# Data for this task
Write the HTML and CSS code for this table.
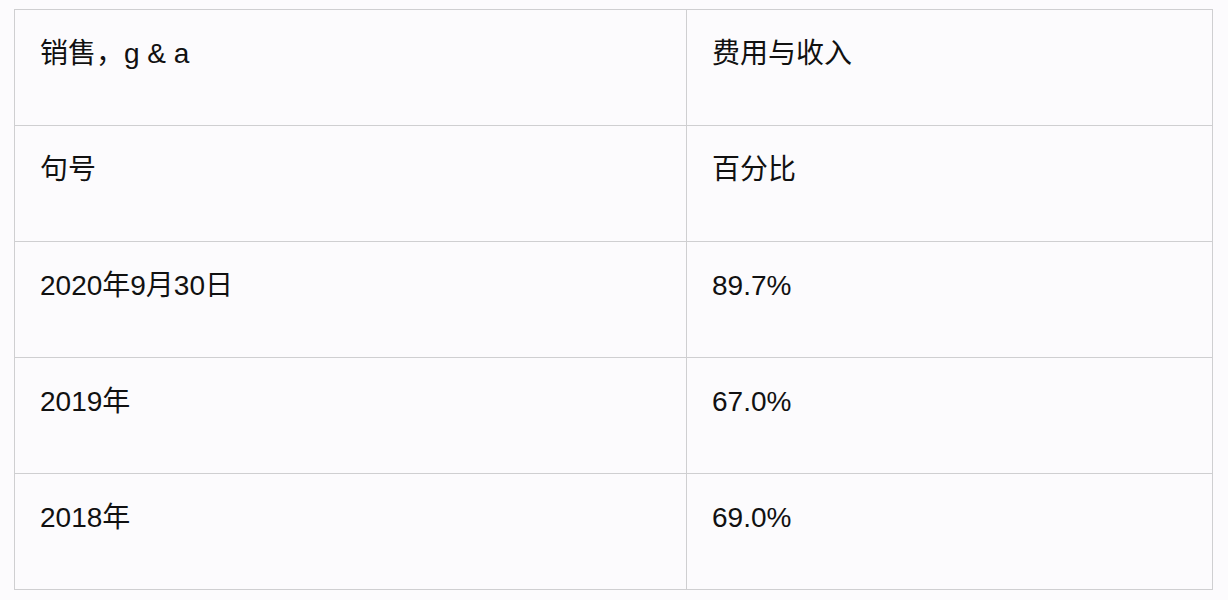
FILE: index.html
```html
<!DOCTYPE html>
<html lang="zh">
<head>
<meta charset="utf-8">
<link rel="stylesheet" href="styles.css">
</head>
<body>
<div class="table">
  <div class="cell">销售，g &amp; a</div>
  <div class="cell">费用与收入</div>
  <div class="cell">句号</div>
  <div class="cell">百分比</div>
  <div class="cell">2020年9月30日</div>
  <div class="cell">89.7%</div>
  <div class="cell">2019年</div>
  <div class="cell">67.0%</div>
  <div class="cell">2018年</div>
  <div class="cell">69.0%</div>
</div>
</body>
</html>
```

FILE: styles.css
```css
html, body {
  margin: 0;
  background: #fcfbfd;
}
body {
  padding: 9px 0 0 14px;
  font-family: "Liberation Sans", "Noto Sans CJK SC", sans-serif;
  font-size: 28px;
  color: #111;
}
.table {
  display: grid;
  grid-template-columns: 672px 526px;
  grid-auto-rows: 116px;
  width: max-content;
  border-top: 1px solid #cfcfd1;
  border-left: 1px solid #cfcfd1;
}
.cell {
  box-sizing: border-box;
  border-right: 1px solid #cfcfd1;
  border-bottom: 1px solid #cfcfd1;
  padding: 23px 0 0 25px;
  line-height: 42px;
}
```
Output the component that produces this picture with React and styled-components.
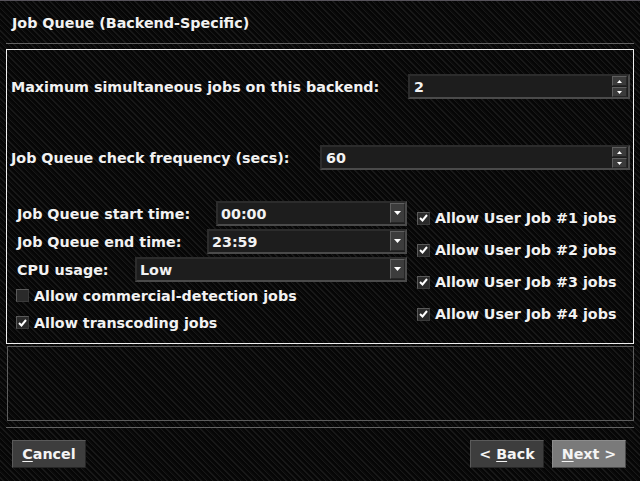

# Given request
Give the data above again in full and unchanged, skipping the pictures.

# Right answer
Write the HTML and CSS code for this table.
FILE: index.html
```html
<!DOCTYPE html>
<html lang="zh">
<head>
<meta charset="utf-8">
<link rel="stylesheet" href="styles.css">
</head>
<body>
<div class="table">
  <div class="cell">销售，g &amp; a</div>
  <div class="cell">费用与收入</div>
  <div class="cell">句号</div>
  <div class="cell">百分比</div>
  <div class="cell">2020年9月30日</div>
  <div class="cell">89.7%</div>
  <div class="cell">2019年</div>
  <div class="cell">67.0%</div>
  <div class="cell">2018年</div>
  <div class="cell">69.0%</div>
</div>
</body>
</html>
```

FILE: styles.css
```css
html, body {
  margin: 0;
  background: #fcfbfd;
}
body {
  padding: 9px 0 0 14px;
  font-family: "Liberation Sans", "Noto Sans CJK SC", sans-serif;
  font-size: 28px;
  color: #111;
}
.table {
  display: grid;
  grid-template-columns: 672px 526px;
  grid-auto-rows: 116px;
  width: max-content;
  border-top: 1px solid #cfcfd1;
  border-left: 1px solid #cfcfd1;
}
.cell {
  box-sizing: border-box;
  border-right: 1px solid #cfcfd1;
  border-bottom: 1px solid #cfcfd1;
  padding: 23px 0 0 25px;
  line-height: 42px;
}
```
Output the component that produces this picture with React and styled-components.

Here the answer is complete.